Tüm bunlarla beraber, deprem sonrası en baştan kurulacak bu şehirler için sıradan bir şehir planlaması yerine daha sonra örnek gösterilecek şekilde bir pilot uygulama süreci başlatılabilir, söz konusu şehirlerden bir ya da birkaç tanesi tarımdan eğitime, finanstan sanayiye dünya çapında özel şehir/şehirler hâline getirilebilir.

Örneğin “tarım kenti” ilan edilen bir şehrin tüm alt yapısı ve mimari dizaynı bu çerçevede ele alınabilir, yeni şehrin merkezi olarak inşa edilecek alana Hollanda’daki Wageningen Üniversitesi ve Araştırma Merkezi benzeri bir üniversite kurularak Türkiye’nin alanında en iyi öğretim üyeleri ve uzmanlarının yanında gıda-tarım teknolojisinde, biyo-kimyada ve daha birçok alanda ilerleme adına dünya çapında önde gelen akademisyenler ülkemize "hayır diyemeyecekleri kadar büyük" teşviklerle davet edilebilir, çığır açacak büyüklükte AR-GE fonları oluşturulabilir, ulusal ve uluslararası gıda-tarım firmalarıyla yapılacak vergi-teşvik konulu anlaşmalarla şehirde iş ortaklıkları oluşturulabilir, özellikle sermaye açısından son derece güçlü olan körfez ülkelerinin ve coğrafyamızda bu tip projelerde var olmak isteyen dünyanın en büyük gıda-tarım ürünü ithalatçısı Çin’den bu projelere finans katkısı yapması sağlanabilir, afete uğrayan şehirlerimizden biri sadece bu proje ile bile yepyeni bir dünya kentine dönüşebilir.

Tarım Kenti uygulamasına benzer şekilde, Yazılım Kenti, Eğitim Kenti, Sanayi Kenti gibi son teknoloji ile desteklenen ve sonucunda büyük üretim çıktıları alma ihtimali olan daha nice projeler hayata geçirilebilir.

Türkiye dünyanın en kıymetli coğrafyasında bulunan müthiş bir ülke ve bu ülkenin istisnasız hangi şehrinde olursa olsun, günün teknolojisine ve ihtiyaçlarına uygun şekilde ortaya konan projelerin yaşama, büyüme ve finans kaynağına ulaşma potansiyeli çok yüksek…

Bakış açımızı değiştirmeli ve kimsenin yapmadıklarını yapmalıyız.

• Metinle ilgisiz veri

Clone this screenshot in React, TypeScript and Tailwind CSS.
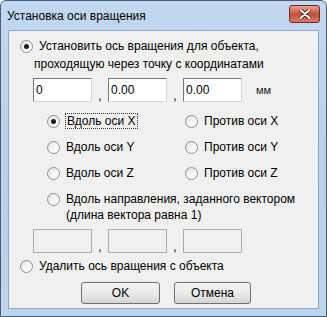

Düşmanımız kadar dostumuz da var. Bir araya gelmeli, dünyayı değiştirecek, coğrafyamızı ileriye taşıyacak projeler için güç birliği sağlamalı ve her projemizi son teknoloji ile entegre şekilde ortaya çıkarmalıyız.

Evlerinin enkazına bakarak şehirlerini terk eden bu güzel insanlara günü geldiğinde şehirlerini dünya çapında bambaşka kentler olarak geri verebiliriz.